Find the string "styles" in the listing and report every line that has it.

Front-end source files:

▼

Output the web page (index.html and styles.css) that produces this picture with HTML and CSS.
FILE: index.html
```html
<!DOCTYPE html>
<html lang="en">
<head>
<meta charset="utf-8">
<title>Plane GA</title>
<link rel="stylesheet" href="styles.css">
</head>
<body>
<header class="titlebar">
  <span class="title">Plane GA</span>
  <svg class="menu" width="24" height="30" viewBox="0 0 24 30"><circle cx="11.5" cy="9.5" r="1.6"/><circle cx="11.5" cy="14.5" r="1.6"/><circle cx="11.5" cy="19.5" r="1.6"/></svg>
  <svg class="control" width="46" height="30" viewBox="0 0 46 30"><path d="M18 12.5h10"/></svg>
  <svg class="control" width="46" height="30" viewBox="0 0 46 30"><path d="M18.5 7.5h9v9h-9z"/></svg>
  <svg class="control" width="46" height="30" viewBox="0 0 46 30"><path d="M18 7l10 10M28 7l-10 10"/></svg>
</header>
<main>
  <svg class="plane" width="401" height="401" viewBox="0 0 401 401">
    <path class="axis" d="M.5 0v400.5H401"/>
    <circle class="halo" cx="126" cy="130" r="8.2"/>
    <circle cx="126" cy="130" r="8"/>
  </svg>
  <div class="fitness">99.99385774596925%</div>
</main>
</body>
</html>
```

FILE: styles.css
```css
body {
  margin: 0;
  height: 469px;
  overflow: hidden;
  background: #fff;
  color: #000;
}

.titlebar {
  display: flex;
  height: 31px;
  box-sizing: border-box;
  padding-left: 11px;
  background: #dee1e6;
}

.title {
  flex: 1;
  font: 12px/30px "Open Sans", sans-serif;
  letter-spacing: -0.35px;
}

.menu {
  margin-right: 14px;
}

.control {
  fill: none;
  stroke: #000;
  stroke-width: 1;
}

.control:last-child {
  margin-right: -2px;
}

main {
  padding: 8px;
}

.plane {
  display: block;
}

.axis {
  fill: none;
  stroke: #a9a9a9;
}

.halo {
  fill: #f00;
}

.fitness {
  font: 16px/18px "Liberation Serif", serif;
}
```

▲
▼

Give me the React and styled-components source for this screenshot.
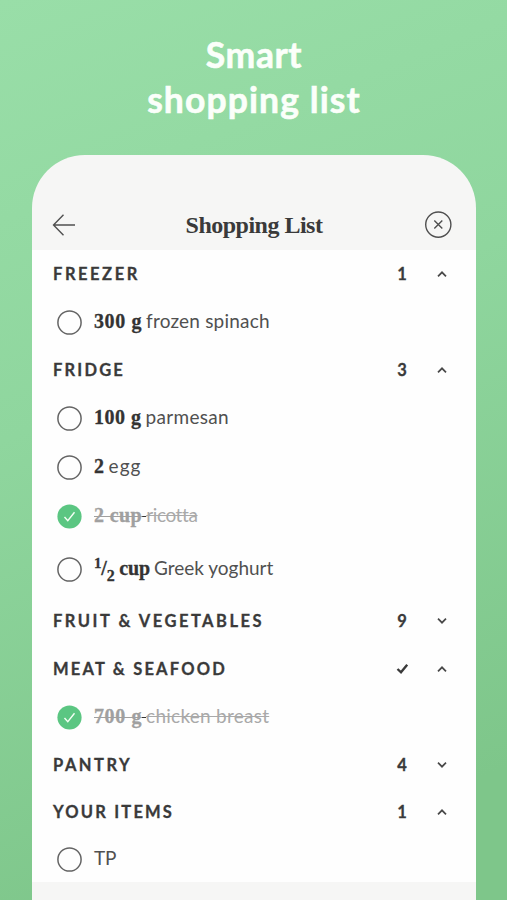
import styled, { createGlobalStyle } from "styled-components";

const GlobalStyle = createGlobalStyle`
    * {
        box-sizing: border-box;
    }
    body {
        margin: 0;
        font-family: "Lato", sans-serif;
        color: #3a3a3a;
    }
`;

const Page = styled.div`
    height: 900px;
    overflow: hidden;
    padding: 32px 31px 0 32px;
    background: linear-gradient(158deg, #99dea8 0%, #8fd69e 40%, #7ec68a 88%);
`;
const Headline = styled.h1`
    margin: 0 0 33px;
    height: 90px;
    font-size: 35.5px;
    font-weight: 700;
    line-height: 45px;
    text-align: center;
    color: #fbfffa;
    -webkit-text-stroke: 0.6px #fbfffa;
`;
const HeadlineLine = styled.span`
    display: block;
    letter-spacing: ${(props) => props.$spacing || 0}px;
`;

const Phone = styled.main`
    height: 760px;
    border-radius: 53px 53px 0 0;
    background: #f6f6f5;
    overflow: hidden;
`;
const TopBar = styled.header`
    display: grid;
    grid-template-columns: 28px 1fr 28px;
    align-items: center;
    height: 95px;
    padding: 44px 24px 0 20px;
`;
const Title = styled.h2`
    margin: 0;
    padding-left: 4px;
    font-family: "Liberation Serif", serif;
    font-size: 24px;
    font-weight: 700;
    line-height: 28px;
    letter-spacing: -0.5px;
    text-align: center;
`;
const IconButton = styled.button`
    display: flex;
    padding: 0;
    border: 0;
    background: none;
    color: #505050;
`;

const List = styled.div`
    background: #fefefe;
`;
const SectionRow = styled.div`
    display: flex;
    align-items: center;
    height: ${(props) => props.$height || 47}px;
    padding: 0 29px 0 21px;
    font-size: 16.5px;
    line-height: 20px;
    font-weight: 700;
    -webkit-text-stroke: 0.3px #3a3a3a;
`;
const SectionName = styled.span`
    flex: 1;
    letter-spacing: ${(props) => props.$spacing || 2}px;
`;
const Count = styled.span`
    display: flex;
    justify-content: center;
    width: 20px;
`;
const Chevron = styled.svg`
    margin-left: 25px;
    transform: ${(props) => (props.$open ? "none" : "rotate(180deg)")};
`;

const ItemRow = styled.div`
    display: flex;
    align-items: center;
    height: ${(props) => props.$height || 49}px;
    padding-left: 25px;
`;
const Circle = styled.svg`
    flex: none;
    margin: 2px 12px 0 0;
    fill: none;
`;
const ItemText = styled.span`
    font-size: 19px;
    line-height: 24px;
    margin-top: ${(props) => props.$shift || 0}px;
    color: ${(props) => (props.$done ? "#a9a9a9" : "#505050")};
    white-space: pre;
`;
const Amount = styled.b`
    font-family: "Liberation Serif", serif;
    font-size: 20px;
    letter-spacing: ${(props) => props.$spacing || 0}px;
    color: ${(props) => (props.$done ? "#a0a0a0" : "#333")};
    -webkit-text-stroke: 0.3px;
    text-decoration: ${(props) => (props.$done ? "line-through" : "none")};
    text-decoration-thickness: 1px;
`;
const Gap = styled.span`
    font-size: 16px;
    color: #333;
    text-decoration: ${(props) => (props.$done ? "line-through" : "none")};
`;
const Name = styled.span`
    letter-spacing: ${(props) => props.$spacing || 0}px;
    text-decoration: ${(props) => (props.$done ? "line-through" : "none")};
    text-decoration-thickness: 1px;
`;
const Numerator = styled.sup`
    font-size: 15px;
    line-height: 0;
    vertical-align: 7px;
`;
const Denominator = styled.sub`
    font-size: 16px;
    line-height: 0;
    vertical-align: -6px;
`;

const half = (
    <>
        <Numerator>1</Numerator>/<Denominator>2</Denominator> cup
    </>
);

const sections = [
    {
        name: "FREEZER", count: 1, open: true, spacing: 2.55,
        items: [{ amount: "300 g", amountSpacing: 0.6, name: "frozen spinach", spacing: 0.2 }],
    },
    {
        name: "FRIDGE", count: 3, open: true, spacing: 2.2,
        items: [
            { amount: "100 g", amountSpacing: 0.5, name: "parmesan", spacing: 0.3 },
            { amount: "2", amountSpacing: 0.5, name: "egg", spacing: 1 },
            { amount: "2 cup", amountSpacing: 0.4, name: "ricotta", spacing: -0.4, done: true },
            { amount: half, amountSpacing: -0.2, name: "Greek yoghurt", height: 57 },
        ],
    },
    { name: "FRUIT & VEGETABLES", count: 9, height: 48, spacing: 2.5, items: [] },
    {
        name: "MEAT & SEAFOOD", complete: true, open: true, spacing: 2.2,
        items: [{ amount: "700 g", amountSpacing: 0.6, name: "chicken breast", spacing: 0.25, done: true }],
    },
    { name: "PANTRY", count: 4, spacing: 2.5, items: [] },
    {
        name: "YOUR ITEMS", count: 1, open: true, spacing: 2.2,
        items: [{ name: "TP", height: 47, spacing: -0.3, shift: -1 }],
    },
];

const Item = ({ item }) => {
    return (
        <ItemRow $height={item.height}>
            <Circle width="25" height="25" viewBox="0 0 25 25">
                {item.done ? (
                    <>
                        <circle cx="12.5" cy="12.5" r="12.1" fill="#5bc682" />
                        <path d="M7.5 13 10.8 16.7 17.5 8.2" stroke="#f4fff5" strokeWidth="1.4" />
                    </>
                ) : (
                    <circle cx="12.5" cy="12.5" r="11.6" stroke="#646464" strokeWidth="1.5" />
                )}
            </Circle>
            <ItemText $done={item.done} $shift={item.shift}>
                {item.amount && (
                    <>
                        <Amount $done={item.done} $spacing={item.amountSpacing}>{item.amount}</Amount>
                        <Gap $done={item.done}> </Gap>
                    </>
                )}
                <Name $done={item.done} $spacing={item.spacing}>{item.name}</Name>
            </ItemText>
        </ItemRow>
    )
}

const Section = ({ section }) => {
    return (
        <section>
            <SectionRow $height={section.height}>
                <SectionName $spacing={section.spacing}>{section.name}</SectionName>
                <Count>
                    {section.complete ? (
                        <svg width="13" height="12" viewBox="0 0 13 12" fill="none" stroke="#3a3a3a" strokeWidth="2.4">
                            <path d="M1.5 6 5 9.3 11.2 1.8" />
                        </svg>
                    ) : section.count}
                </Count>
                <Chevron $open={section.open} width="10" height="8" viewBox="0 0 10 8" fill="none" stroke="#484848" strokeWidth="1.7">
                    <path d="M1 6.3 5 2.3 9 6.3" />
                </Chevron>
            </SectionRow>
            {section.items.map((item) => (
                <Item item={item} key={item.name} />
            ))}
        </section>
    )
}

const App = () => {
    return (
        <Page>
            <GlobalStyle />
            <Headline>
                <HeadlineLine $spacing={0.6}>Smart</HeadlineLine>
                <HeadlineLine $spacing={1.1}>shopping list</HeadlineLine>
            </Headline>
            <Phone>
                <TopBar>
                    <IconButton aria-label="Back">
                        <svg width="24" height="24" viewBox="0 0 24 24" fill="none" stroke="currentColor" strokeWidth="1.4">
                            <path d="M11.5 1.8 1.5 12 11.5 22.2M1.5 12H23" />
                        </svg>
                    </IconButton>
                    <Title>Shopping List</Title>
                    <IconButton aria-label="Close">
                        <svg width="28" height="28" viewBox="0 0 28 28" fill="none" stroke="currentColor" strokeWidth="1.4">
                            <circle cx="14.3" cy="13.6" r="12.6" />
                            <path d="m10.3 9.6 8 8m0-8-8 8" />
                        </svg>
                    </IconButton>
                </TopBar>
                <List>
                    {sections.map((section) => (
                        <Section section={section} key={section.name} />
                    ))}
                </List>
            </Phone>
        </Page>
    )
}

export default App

▲

TASK RESULT:
Output the web page (index.html and styles.css) that produces this picture with HTML and CSS.
<link rel="stylesheet" href="styles.css">
FILE: styles.css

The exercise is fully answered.